Q: How common are direct-to-employer models today? Are you seeing more health systems move in this direction as broader industry pressures grow?

RD: When you look across the nation, you have someone like Northwell, they have a fairly sophisticated program. I think everyone is dabbling in it. It really depends on the depth and breadth of the employers you have in your market who want to engage at this level. In their own benefits department, they have taken on the folks to do that, or they find a partner. It’s like what we’ve done with Nomi, or again, Northwell has done with their own internal company. I think you see it happening across the nation, in markets, in different ways.

Is it the primary thing folks are doing? No, but I think it’s an option. Particularly when we look at what has worked well in value-based care. We feel like getting closer to the employer and to the actual employees, we can have a better effect. The employer has such great communications and trust with their employees, and if we can be offering directly the advice that they need for preventative care or managing patients or employees that they have with comorbidities, collectively, we can be aligned in those messages, and that’s just a different way to think about it. 

If you have personal insurance yourself, you know that you can take advantage of our programs for health and wellness at your employer, as well as at your insurer. They’re not necessarily all coordinated. Yet we’ve really found in our relationship with GM, and we hope to with these self-insured employers, with Nomi, the same thing … that we can be closer to them in aligning those programs so they get greater engagement and adoption. Without that engagement and adoption, it’s harder to get further up the ladder on preventative care. 

Q: What are you hearing directly from employers? Why are they seeking these arrangements, and what does this model look like in practice for the employees and families it affects?

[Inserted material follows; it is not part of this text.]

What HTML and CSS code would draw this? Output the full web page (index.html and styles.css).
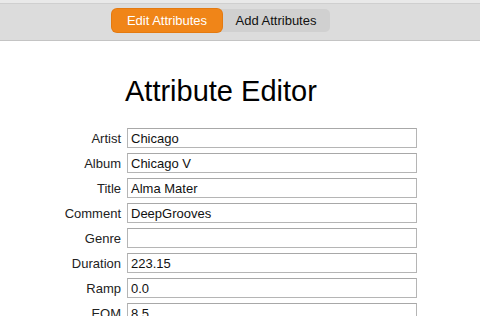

RD:  Employers are looking for transparency. The one thing that the model can do is somebody may be using a broker and decide not to. Nomi is engaging with employers’ regular brokers as well, but there’s fees all along the chain, from employer through the broker, through the insurance company, before you even get to the provider. There are opportunities to streamline that, and Nomi has been working with the brokers and the employers on that end as well. I think having full transparency into their data and access to their data, sometimes you might hear employers say, “I don’t even have access to my data,” and that’s kind of held as something that they need to ask for. With Nomi, it’s free access to their data, and we can sit and talk with them together about it.